Delayed speech_stopped Event in Call Center System Using OpenAI Realtime API with Twilio

Hi everyone,

We’re developing a call center system using the OpenAI Realtime API, but we’re running into an issue with detecting the speech_stopped event in real time. The speech_started event is triggered correctly, but there’s a delay with speech_stopped — sometimes it takes up to 15 seconds to activate, although it does trigger immediately on some occasions.

We’re using Twilio for the voice interface, and the delay in detecting speech_stopped impacts the flow since, right afterward, we execute response.function_call_arguments.done to retrieve information from a RAG (Retrieval-Augmented Generation) system.

Has anyone encountered similar issues or found ways to optimize server_vad for better responsiveness? Are there specific parameters that might help minimize this delay?

Any insights or parameter recommendations would be greatly appreciated!

Thanks in advance!

We wanted to follow up on our previous post about the issues we were experiencing with detecting the speech_stopped event in real time. After thorough investigation, we’ve determined that the problem wasn’t on our side but rather an issue with the connection between Twilio and our server.

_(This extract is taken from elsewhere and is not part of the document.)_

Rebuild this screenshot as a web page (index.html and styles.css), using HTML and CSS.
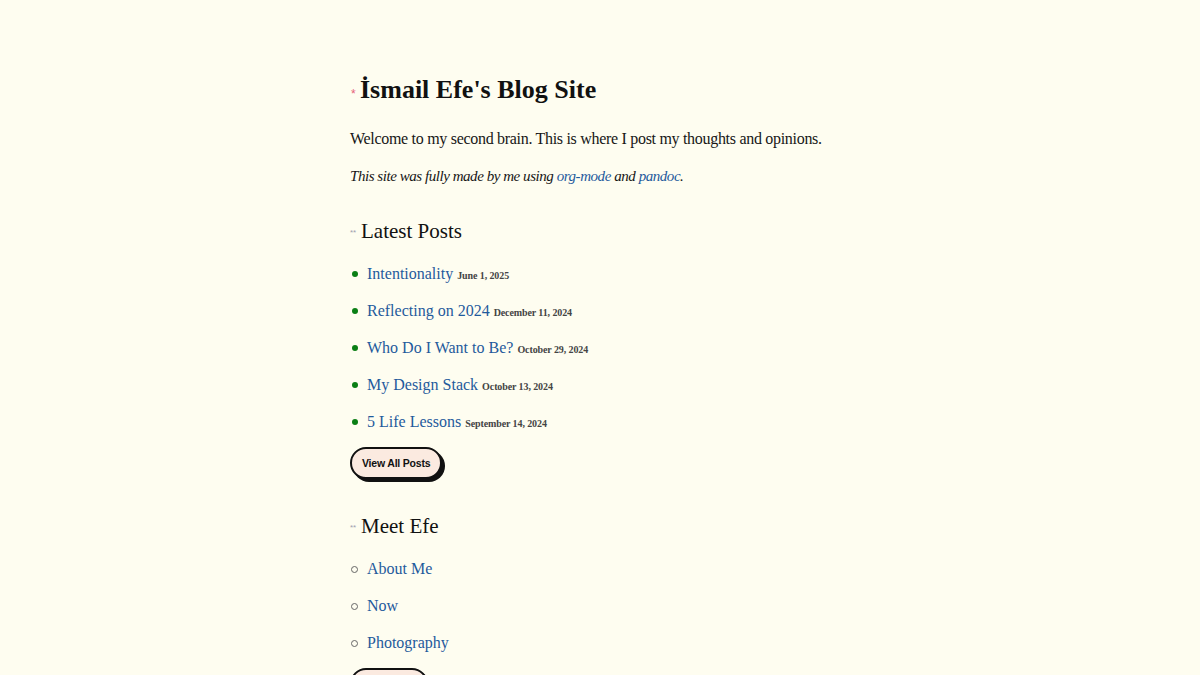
FILE: index.html
```html
<!DOCTYPE html>
<html lang="en">
<head>
<meta charset="utf-8">
<title>İsmail Efe's Blog Site</title>
<link rel="stylesheet" href="styles.css">
</head>
<body>
<main class="page">
  <h1 class="title"><span class="mark mark-1">*</span>İsmail Efe's Blog Site</h1>
  <p class="intro">Welcome to my second brain. This is where I post my thoughts and opinions.</p>
  <p class="intro note"><em>This site was fully made by me using <a href="#">org-mode</a> and <a href="#">pandoc</a>.</em></p>

  <h2 class="section"><span class="mark mark-2">**</span>Latest Posts</h2>
  <ul class="list posts">
    <li class="item"><a href="#">Intentionality</a> <span class="date">June 1, 2025</span></li>
    <li class="item"><a href="#">Reflecting on 2024</a> <span class="date">December 11, 2024</span></li>
    <li class="item"><a href="#">Who Do I Want to Be?</a> <span class="date">October 29, 2024</span></li>
    <li class="item"><a href="#">My Design Stack</a> <span class="date">October 13, 2024</span></li>
    <li class="item"><a href="#">5 Life Lessons</a> <span class="date">September 14, 2024</span></li>
  </ul>
  <a class="btn" href="#">View All Posts</a>

  <h2 class="section"><span class="mark mark-2">**</span>Meet Efe</h2>
  <ul class="list circles">
    <li class="item"><a href="#">About Me</a></li>
    <li class="item"><a href="#">Now</a></li>
    <li class="item"><a href="#">Photography</a></li>
  </ul>
  <a class="btn btn-small" href="#">More Me</a>
</main>
</body>
</html>
```

FILE: styles.css
```css
html, body {
  margin: 0;
  padding: 0;
  background: #fefdf0;
}
body {
  font-family: "Liberation Serif", "Times New Roman", serif;
  color: #161616;
  font-size: 16px;
}
.page {
  width: 500px;
  margin: 0 auto;
  padding-top: 70px;
  display: flex;
  flex-direction: column;
  align-items: flex-start;
}
.title {
  margin: 0 0 17px;
  font-size: 26px;
  line-height: 40px;
  font-weight: bold;
  color: #111;
  display: flex;
  align-items: center;
}
.mark {
  font-family: "Liberation Sans", sans-serif;
  font-weight: normal;
  line-height: 1;
  flex: none;
}
.mark-1 {
  color: #e5607a;
  font-size: 12px;
  width: 10px;
  position: relative;
  top: 4px;
  left: 1px;
}
.mark-2 {
  color: #a0a0ae;
  font-size: 8px;
  width: 11px;
  position: relative;
  top: 2px;
}
.intro {
  margin: 0 0 13px;
  line-height: 24px;
  letter-spacing: -0.3px;
}
.note {
  margin-bottom: 28px;
  font-size: 15px;
  letter-spacing: -0.45px;
}
a {
  color: #1f5a9c;
  text-decoration: none;
}
.section {
  margin: 0 0 16px;
  font-size: 21px;
  line-height: 30px;
  font-weight: normal;
  color: #111;
  display: flex;
  align-items: center;
}
.list {
  list-style: none;
  margin: 0 0 13px;
  padding: 0;
  display: flex;
  flex-direction: column;
  gap: 13px;
}
.item {
  height: 24px;
  line-height: 24px;
  display: flex;
  align-items: baseline;
  gap: 4px;
}
.item::before {
  content: "";
  width: 6px;
  height: 6px;
  border-radius: 50%;
  margin: 0 5px 0 2px;
  align-self: center;
  flex: none;
}
.posts .item::before {
  background: #0a7f14;
}
.circles .item::before {
  width: 5px;
  height: 5px;
  border: 1px solid #666;
  box-sizing: content-box;
  margin-left: 1px;
}
.date {
  font-size: 10px;
  color: #444;
  font-weight: bold;
  letter-spacing: -0.1px;
}
.btn {
  display: inline-block;
  box-sizing: border-box;
  height: 32px;
  line-height: 28px;
  padding: 0 10px;
  border: 2px solid #111;
  border-radius: 16px;
  background: #fbeae0;
  box-shadow: 3px 3px 0 #111;
  font-family: "Liberation Sans", Arial, sans-serif;
  font-weight: bold;
  font-size: 10.5px;
  letter-spacing: -0.2px;
  color: #111;
  margin-bottom: 32px;
}
.btn-small {
  width: 78px;
  padding: 0;
  text-align: center;
}
```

Specifically, it seems the issue was tied to a number we had purchased in Chicago. For reasons that Twilio is still investigating, this number occasionally experienced substantial connection losses, which affected not only the detection of speech_stopped but also the overall speech understanding.

As a workaround, we created a new number, and everything is now functioning perfectly without any delays or missed events. We’ll share more details if Twilio provides further clarification on the underlying cause.